Reliance, owner of the world’s largest refining complex, tumbled the most in four weeks. Vedanta, the country’s top copper and aluminium producer, and Tata Steel were among the worst performers on the S&P BSE Sensex. Tata Motors slid to a 10-month low. Nestle India tumbled 7.4 per cent after capping its worst weekly loss in nine years amid a recall of its Maggi instant noodles.

The S&P BSE Sensex decreased 0.9 per cent to 26,523.09, the lowest close since October 20. The measure retreated 3.8 per cent last week after central bank Governor Raghuram Rajan said he’d assess the progress of the monsoon rains before adding to three interest-rate cuts this year.
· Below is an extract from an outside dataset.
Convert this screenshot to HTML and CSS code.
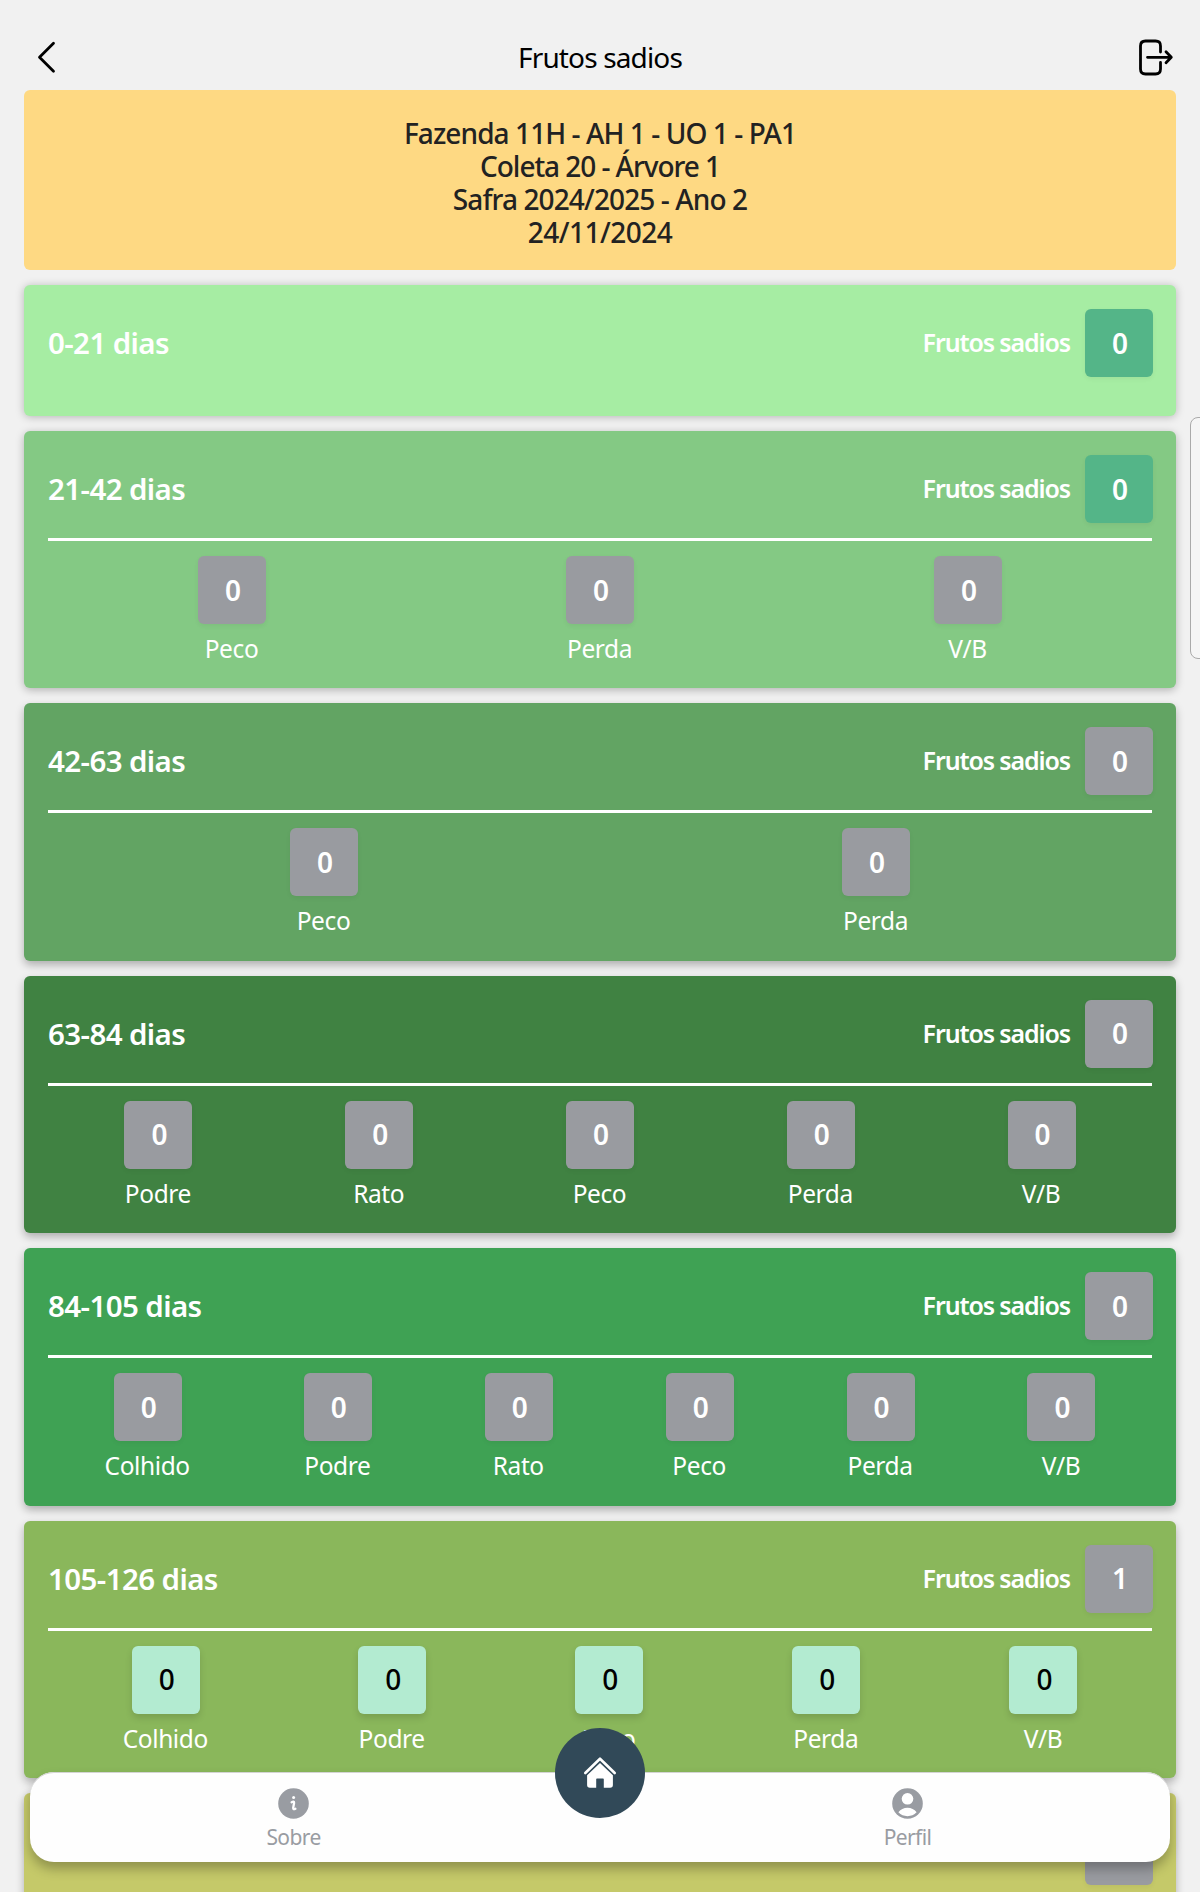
FILE: index.html
```
<!DOCTYPE html>
<html lang="pt-BR">
<head>
<meta charset="utf-8">
<title>Frutos sadios</title>
<link rel="stylesheet" href="styles.css">
</head>
<body>
<div class="screen">
  <header class="topbar">
    <svg class="topbar-icon" viewBox="0 0 40 40" width="40" height="40"><path d="M25.500 6.300 11.500 20.300l14 14"/></svg>
    <h1 class="topbar-title">Frutos sadios</h1>
    <svg class="topbar-icon" viewBox="0 0 40 40" width="40" height="40"><path d="M28.500 15V9q0-5-5-5H13.500q-5 0-5 5v23q0 5 5 5H23.500q5 0 5-5v-6.500M15.500 20.300H39M34 14.800l5.300 5.500-5.300 5.500"/></svg>
  </header>

  <main class="content">
    <section class="banner">
      <div class="line-farm">Fazenda 11H - AH 1 - UO 1 - PA1</div>
      <div class="line-tree">Coleta 20 - Árvore 1</div>
      <div>Safra 2024/2025 - Ano 2</div>
      <div class="line-date">24/11/2024</div>
    </section>

    <section class="card age-0">
      <div class="card-head"><h2>0-21 dias</h2><span class="healthy">Frutos sadios</span><span class="box teal">0</span></div>
    </section>

    <section class="card age-21">
      <div class="card-head"><h2>21-42 dias</h2><span class="healthy">Frutos sadios</span><span class="box teal">0</span></div>
      <div class="counts">
        <div class="count"><span class="box">0</span><span class="label">Peco</span></div>
        <div class="count"><span class="box">0</span><span class="label">Perda</span></div>
        <div class="count"><span class="box">0</span><span class="label">V/B</span></div>
      </div>
    </section>

    <section class="card age-42">
      <div class="card-head"><h2>42-63 dias</h2><span class="healthy">Frutos sadios</span><span class="box">0</span></div>
      <div class="counts">
        <div class="count"><span class="box">0</span><span class="label">Peco</span></div>
        <div class="count"><span class="box">0</span><span class="label">Perda</span></div>
      </div>
    </section>

    <section class="card age-63">
      <div class="card-head"><h2>63-84 dias</h2><span class="healthy">Frutos sadios</span><span class="box">0</span></div>
      <div class="counts">
        <div class="count"><span class="box">0</span><span class="label">Podre</span></div>
        <div class="count"><span class="box">0</span><span class="label">Rato</span></div>
        <div class="count"><span class="box">0</span><span class="label">Peco</span></div>
        <div class="count"><span class="box">0</span><span class="label">Perda</span></div>
        <div class="count"><span class="box">0</span><span class="label">V/B</span></div>
      </div>
    </section>

    <section class="card age-84">
      <div class="card-head"><h2>84-105 dias</h2><span class="healthy">Frutos sadios</span><span class="box">0</span></div>
      <div class="counts">
        <div class="count wide"><span class="box">0</span><span class="label">Colhido</span></div>
        <div class="count"><span class="box">0</span><span class="label">Podre</span></div>
        <div class="count"><span class="box">0</span><span class="label">Rato</span></div>
        <div class="count"><span class="box">0</span><span class="label">Peco</span></div>
        <div class="count"><span class="box">0</span><span class="label">Perda</span></div>
        <div class="count"><span class="box">0</span><span class="label">V/B</span></div>
      </div>
    </section>

    <section class="card age-105">
      <div class="card-head"><h2>105-126 dias</h2><span class="healthy">Frutos sadios</span><span class="box">1</span></div>
      <div class="counts">
        <div class="count wide"><span class="box mint">0</span><span class="label">Colhido</span></div>
        <div class="count"><span class="box mint">0</span><span class="label">Podre</span></div>
        <div class="count"><span class="box mint">0</span><span class="label">Peco</span></div>
        <div class="count"><span class="box mint">0</span><span class="label">Perda</span></div>
        <div class="count"><span class="box mint">0</span><span class="label">V/B</span></div>
      </div>
    </section>

    <section class="card age-126">
      <div class="card-head"><h2>126-147 dias</h2><span class="healthy">Frutos sadios</span><span class="box">0</span></div>
    </section>
  </main>

  <div class="edge-handle"></div>

  <nav class="tabbar">
    <a class="tab">
      <svg viewBox="0 0 31 31" width="31" height="31"><circle cx="15.500" cy="15.500" r="15.300" fill="#999ca2"/><circle cx="15.600" cy="9.400" r="1.500" fill="#fff"/><path d="M13.600 14.200q2.600-1.300 2.500.7l-.9 4.900q-.2 2.200 2.200.9" fill="none" stroke="#fff" stroke-width="2.300" stroke-linecap="round"/></svg>
      <span>Sobre</span>
    </a>
    <a class="tab">
      <svg viewBox="0 0 31 31" width="31" height="31"><circle cx="15.500" cy="15.500" r="15.300" fill="#999ca2"/><circle cx="15.500" cy="10.800" r="5.800" fill="#fff"/><path d="M6.400 24.300q3.400-4.500 9.100-4.500t9.100 4.500a12.700 12.700 0 0 1-18.200 0z" fill="#fff"/></svg>
      <span>Perfil</span>
    </a>
    <a class="home">
      <svg viewBox="0 0 34 34" width="34" height="34"><path d="M2.300 17 17 2.700 31.700 17" fill="none" stroke="#fff" stroke-width="2.600" stroke-linecap="round" stroke-linejoin="round"/><path d="M17 6.900 29.900 19.200V29q0 2.800-2.800 2.800h-6.300v-8.600q0-.8-.8-.8h-6q-.8 0-.8.8v8.600H6.900q-2.800 0-2.800-2.800v-9.800z" fill="#fff"/></svg>
    </a>
  </nav>
</div>
</body>
</html>
```
FILE: styles.css
```
* { box-sizing: border-box; }

body {
  margin: 0;
  background: #f1f1f1;
  font-family: "Noto Sans", sans-serif;
}

h1, h2 { margin: 0; }

.screen {
  position: relative;
  width: 1200px;
  height: 1892px;
  overflow: hidden;
}

/* top bar */
.topbar {
  display: flex;
  align-items: center;
  justify-content: space-between;
  height: 90px;
  padding: 24px 27px 0 28px;
}

.topbar-icon {
  fill: none;
  stroke: #000;
  stroke-width: 2.8;
  stroke-linecap: round;
  stroke-linejoin: round;
  overflow: visible;
}

.topbar-icon:last-child { margin-right: 1px; }

.topbar-title {
  font-size: 28px;
  font-weight: 400;
  line-height: 33px;
  letter-spacing: -0.85px;
  color: #000;
}

.content {
  display: flex;
  flex-direction: column;
  gap: 15px;
  padding: 0 24px;
}

.banner {
  height: 180px;
  padding: 27px 0 21px;
  border-radius: 6px;
  background: #fed983;
  color: #222;
  font-size: 28px;
  font-weight: 500;
  line-height: 33px;
  letter-spacing: -0.88px;
  text-align: center;
}

.line-farm { letter-spacing: -0.92px; }
.line-tree { letter-spacing: -1.05px; }
.line-date { letter-spacing: -0.5px; }

/* fruit age cards */
.card {
  flex: none;
  height: 257.4px;
  padding: 24px;
  border-radius: 6px;
  box-shadow: 0 4px 9px rgba(0, 0, 0, 0.28);
  color: #fff;
}

.age-0 { height: 131px; background: #a6eda3; box-shadow: 0 1px 8px rgba(0, 0, 0, 0.25); }
.age-21 { background: #84c984; box-shadow: 0 2px 8px rgba(0, 0, 0, 0.27); }
.age-42 { background: #62a463; }
.age-63 { background: #408242; }
.age-84 { background: #3fa254; }
.age-105 { background: #8ab75b; }
.age-126 { background: #c5c969; }

.card-head {
  display: flex;
  align-items: center;
  height: 68px;
  margin-right: -1px;
}

.card-head h2 {
  flex: 1;
  font-size: 29.5px;
  font-weight: 600;
  line-height: 36px;
  letter-spacing: -0.6px;
}

.healthy {
  margin-right: 15px;
  padding-bottom: 2px;
  font-size: 25px;
  font-weight: 600;
  letter-spacing: -1.13px;
}

.box {
  display: flex;
  align-items: center;
  justify-content: center;
  flex: none;
  width: 68px;
  height: 68px;
  padding: 0 0 1px 2px;
  border-radius: 6px;
  background: #999ba0;
  box-shadow: 0 2px 5px rgba(0, 0, 0, 0.05);
  font-size: 28px;
  font-weight: 600;
}

.teal { background: #54b588; }

.mint {
  background: #b3ebd1;
  box-shadow: 0 4px 7px rgba(0, 0, 0, 0.13);
  color: #000;
  font-weight: 500;
}

.counts {
  display: flex;
  justify-content: space-around;
  margin-top: 15px;
  padding-top: 15px;
  border-top: 3px solid #fff;
}

.count {
  display: flex;
  flex-direction: column;
  align-items: center;
  width: 68px;
}

.wide { width: 86.5px; }

.label {
  margin-top: 8px;
  margin-right: 1px;
  font-size: 24.5px;
  line-height: 33px;
  letter-spacing: -0.4px;
}

/* side panel handle, partly off the right edge */
.edge-handle {
  position: absolute;
  top: 417px;
  right: -12px;
  width: 22px;
  height: 242px;
  border: 1.5px solid #aaa;
  border-radius: 8px;
  background: #f5f5f5;
}

/* bottom navigation floating over the list */
.tabbar {
  position: absolute;
  left: 30px;
  bottom: 30px;
  display: grid;
  grid-template-columns: 1fr 1fr;
  column-gap: 89px;
  width: 1140px;
  height: 90px;
  padding-left: 1px;
  border-radius: 24px;
  background: #fefefe;
  box-shadow: 0 7px 12px rgba(0, 0, 0, 0.27), inset 0 1px 0 #d4d4d4;
}

.tab {
  display: flex;
  flex-direction: column;
  align-items: center;
  padding-top: 16px;
  color: #999ca2;
  font-size: 21px;
  line-height: 30px;
  letter-spacing: -0.6px;
}

.tab span { margin-top: 3px; }

.home {
  position: absolute;
  left: 525px;
  top: -44px;
  display: flex;
  align-items: center;
  justify-content: center;
  width: 90px;
  height: 90px;
  border-radius: 50%;
  background: #314958;
}
```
Deficient showers would be credit negative for India’s ratings as it would lower farm output and stoke food prices, according to Moody’s Investors Service.

“The credit policy was hawkish and monsoon fears have compounded pessimism,” Vaibhav Sanghavi, managing director at Ambit Investment Advisors, said by phone from Mumbai. “There are no catalysts for the market in the near term.”

The Sensex’s 50-day moving average fell below the 200-day mean on Monday for the first time in 22 months. The formation, known as a death cross, last occurred on Aug. 16, 2013, when the gauge lost as much as 9.8 per cent in less than two weeks before bottoming out, data compiled by Bloomberg show.

A death cross in March 2011 heralded an 18 per cent drop to a 28-month low in December, the data show. The 50-day average for the CNX Nifty was 8,385.29, and the 200-day measure was 8,347.94. The gauge declined 0.9 per cent to 8,044.15.

Reliance decreased 2.5 per cent, the biggest drop since May 12. Vedanta plunged 3.2 per cent and Tata Steel lost 2.8 per cent to its lowest level since October 2013.